* [STATED PROBLEM]: Quote, with no changes, the lines that run from the top of the material to the line with "import React from", both included.

* [STORED DATA]:
┄┄┄┄┄┄┄┄┄┄

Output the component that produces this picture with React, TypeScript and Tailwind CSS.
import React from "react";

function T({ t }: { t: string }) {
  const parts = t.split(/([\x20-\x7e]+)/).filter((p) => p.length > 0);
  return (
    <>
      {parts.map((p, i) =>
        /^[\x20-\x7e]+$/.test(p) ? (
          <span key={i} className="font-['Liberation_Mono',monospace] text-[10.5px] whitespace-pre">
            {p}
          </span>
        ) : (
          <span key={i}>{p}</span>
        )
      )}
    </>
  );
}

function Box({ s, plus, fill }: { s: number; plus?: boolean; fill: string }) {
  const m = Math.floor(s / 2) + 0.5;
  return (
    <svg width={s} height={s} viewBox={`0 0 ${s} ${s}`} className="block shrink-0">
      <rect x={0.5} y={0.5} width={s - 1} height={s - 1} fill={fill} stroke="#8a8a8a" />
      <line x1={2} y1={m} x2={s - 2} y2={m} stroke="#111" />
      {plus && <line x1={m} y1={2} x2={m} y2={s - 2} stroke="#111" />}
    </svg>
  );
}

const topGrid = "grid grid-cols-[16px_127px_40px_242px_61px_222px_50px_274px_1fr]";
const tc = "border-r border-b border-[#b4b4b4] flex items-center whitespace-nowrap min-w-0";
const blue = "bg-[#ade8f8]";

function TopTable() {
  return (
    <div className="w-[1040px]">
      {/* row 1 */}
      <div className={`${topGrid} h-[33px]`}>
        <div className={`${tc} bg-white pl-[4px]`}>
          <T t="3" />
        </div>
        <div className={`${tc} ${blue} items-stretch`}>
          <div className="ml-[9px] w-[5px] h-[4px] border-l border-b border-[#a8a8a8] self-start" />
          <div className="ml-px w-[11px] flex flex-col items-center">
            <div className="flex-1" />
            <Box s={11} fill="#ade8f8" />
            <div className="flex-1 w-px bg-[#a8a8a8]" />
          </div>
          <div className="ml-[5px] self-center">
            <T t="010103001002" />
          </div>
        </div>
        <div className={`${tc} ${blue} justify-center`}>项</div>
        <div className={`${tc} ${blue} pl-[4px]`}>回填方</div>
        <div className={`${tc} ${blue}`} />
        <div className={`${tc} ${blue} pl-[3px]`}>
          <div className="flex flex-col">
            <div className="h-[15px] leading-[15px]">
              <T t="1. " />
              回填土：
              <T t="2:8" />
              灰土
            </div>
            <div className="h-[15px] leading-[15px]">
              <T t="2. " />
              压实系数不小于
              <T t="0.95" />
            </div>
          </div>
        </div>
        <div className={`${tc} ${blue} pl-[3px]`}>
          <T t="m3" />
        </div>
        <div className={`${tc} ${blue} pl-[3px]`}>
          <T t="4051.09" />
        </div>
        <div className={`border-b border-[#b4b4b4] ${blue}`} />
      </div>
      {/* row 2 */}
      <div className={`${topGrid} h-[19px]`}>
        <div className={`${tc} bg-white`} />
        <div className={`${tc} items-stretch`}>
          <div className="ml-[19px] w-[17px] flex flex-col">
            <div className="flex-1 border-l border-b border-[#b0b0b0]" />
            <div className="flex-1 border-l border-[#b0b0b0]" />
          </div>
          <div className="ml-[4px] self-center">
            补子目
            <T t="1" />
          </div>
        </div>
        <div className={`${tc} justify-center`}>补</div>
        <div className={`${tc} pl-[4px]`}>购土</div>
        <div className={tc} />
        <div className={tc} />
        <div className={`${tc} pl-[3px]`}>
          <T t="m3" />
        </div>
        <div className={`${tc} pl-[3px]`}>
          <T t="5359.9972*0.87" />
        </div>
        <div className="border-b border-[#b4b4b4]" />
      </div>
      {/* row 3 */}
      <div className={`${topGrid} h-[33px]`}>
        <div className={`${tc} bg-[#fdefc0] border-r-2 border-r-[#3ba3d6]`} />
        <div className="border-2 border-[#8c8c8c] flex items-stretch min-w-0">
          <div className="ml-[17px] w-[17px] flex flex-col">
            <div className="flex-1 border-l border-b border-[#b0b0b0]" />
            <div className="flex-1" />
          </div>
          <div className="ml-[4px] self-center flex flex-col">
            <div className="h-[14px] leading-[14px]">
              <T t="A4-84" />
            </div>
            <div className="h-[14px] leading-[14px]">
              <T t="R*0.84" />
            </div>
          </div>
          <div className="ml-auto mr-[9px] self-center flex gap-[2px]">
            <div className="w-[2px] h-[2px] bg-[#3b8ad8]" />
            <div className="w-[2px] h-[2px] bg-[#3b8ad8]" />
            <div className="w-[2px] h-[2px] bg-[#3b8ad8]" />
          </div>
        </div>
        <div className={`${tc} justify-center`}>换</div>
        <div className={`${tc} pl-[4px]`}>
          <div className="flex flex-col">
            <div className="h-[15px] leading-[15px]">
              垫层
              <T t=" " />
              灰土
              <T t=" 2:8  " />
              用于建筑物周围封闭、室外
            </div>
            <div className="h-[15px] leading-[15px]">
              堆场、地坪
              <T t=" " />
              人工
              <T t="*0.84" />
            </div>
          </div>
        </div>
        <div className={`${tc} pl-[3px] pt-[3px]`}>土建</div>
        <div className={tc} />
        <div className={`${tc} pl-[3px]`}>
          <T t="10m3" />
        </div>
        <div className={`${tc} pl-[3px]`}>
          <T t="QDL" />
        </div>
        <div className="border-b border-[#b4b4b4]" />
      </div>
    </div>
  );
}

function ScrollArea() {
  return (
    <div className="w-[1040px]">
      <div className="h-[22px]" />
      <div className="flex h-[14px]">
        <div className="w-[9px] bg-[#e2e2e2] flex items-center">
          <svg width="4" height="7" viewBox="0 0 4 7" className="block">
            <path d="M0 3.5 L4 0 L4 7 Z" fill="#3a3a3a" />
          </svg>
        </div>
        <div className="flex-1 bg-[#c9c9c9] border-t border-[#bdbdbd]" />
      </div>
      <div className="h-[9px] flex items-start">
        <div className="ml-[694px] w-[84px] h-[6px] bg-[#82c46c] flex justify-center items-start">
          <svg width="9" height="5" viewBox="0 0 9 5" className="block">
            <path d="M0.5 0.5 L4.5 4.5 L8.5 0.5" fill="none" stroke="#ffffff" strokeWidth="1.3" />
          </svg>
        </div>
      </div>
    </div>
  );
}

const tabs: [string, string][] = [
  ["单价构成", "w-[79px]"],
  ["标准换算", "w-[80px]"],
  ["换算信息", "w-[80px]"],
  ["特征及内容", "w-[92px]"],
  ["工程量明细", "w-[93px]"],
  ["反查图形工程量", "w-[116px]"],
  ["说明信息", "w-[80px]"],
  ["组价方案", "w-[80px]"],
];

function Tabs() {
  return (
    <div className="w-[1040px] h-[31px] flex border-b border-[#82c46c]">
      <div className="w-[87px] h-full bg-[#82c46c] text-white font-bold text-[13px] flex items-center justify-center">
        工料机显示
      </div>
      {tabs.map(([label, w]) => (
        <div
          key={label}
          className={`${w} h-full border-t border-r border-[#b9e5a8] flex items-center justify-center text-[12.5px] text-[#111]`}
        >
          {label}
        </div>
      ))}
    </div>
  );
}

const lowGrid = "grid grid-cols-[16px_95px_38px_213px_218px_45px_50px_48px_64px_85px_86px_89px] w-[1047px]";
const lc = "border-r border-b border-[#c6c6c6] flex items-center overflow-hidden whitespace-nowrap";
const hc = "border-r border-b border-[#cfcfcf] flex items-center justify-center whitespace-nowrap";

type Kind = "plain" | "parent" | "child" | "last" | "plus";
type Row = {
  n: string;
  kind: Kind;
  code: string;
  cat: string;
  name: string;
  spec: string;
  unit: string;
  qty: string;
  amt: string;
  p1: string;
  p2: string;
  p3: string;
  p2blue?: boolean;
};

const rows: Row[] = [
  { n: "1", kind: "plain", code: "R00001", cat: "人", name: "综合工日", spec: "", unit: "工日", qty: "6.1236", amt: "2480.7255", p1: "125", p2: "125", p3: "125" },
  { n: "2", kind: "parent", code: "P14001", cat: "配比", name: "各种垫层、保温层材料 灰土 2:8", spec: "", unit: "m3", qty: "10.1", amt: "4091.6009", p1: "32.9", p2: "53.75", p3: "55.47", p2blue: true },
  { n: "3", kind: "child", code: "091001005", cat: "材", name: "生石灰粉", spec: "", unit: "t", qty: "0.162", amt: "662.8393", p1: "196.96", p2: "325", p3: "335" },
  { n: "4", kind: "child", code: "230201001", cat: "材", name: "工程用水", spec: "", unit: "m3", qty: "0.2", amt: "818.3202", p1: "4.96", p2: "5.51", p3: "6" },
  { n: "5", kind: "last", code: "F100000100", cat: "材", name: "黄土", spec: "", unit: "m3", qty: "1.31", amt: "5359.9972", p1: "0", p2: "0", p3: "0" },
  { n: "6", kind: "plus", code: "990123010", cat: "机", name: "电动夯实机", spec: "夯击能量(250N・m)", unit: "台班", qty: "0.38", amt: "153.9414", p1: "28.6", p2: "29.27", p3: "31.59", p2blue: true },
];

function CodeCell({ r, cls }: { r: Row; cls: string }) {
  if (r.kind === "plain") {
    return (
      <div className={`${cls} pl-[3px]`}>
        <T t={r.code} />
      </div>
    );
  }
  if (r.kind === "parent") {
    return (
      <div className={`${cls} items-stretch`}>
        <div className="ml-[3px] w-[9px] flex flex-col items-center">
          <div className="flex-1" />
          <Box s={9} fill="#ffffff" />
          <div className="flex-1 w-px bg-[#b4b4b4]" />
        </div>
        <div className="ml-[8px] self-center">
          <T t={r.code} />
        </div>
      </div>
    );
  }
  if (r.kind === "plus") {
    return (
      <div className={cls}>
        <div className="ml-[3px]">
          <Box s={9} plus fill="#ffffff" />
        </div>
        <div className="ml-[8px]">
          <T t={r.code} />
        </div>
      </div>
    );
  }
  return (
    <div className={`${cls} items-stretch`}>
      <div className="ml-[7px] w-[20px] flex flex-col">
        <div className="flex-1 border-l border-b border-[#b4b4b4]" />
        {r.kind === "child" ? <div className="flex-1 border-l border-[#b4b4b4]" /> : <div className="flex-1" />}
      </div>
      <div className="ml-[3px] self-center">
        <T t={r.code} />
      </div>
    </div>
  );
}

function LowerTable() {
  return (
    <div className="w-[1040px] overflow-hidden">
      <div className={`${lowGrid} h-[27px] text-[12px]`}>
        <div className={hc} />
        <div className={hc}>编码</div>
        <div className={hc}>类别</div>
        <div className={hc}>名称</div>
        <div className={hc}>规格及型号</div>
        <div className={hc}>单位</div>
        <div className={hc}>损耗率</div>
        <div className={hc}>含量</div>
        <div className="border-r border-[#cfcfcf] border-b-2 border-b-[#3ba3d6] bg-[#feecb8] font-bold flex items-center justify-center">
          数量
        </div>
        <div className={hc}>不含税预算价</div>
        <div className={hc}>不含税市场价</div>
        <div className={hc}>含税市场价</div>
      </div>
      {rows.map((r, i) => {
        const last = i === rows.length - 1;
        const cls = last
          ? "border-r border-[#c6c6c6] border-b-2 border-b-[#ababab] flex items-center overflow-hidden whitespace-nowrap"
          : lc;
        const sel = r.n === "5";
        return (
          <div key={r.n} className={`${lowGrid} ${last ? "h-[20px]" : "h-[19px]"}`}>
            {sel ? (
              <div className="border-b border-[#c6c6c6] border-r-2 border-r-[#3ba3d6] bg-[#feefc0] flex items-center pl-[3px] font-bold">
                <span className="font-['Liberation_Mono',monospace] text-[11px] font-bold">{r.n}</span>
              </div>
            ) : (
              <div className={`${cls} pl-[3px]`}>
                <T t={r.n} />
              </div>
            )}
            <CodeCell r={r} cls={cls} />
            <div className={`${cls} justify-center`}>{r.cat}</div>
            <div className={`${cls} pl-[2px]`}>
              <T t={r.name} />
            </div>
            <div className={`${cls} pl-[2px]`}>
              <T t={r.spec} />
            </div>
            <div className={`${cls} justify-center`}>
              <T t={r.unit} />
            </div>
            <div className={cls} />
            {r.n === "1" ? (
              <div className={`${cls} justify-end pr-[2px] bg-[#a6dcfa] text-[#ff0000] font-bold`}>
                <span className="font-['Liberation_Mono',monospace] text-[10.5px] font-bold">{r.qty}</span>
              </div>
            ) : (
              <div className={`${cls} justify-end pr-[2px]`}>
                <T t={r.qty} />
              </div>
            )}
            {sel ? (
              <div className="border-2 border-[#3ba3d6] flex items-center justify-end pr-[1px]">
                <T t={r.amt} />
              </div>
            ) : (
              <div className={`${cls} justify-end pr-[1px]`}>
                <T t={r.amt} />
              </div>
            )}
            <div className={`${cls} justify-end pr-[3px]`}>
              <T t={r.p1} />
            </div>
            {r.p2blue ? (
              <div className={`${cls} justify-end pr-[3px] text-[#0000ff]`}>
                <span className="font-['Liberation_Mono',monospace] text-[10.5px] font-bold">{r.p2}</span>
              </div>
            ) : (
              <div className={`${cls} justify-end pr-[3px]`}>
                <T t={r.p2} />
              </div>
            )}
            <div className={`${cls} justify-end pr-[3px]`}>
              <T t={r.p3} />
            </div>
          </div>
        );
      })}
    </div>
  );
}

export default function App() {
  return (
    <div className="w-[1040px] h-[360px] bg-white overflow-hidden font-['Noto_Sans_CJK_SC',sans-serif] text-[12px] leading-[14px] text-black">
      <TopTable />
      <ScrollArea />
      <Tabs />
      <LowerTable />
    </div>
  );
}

┄┄┄┄┄┄┄┄┄┄

* [CORRECT OUTPUT]:
Output the component that produces this picture with React, TypeScript and Tailwind CSS.
import React from "react";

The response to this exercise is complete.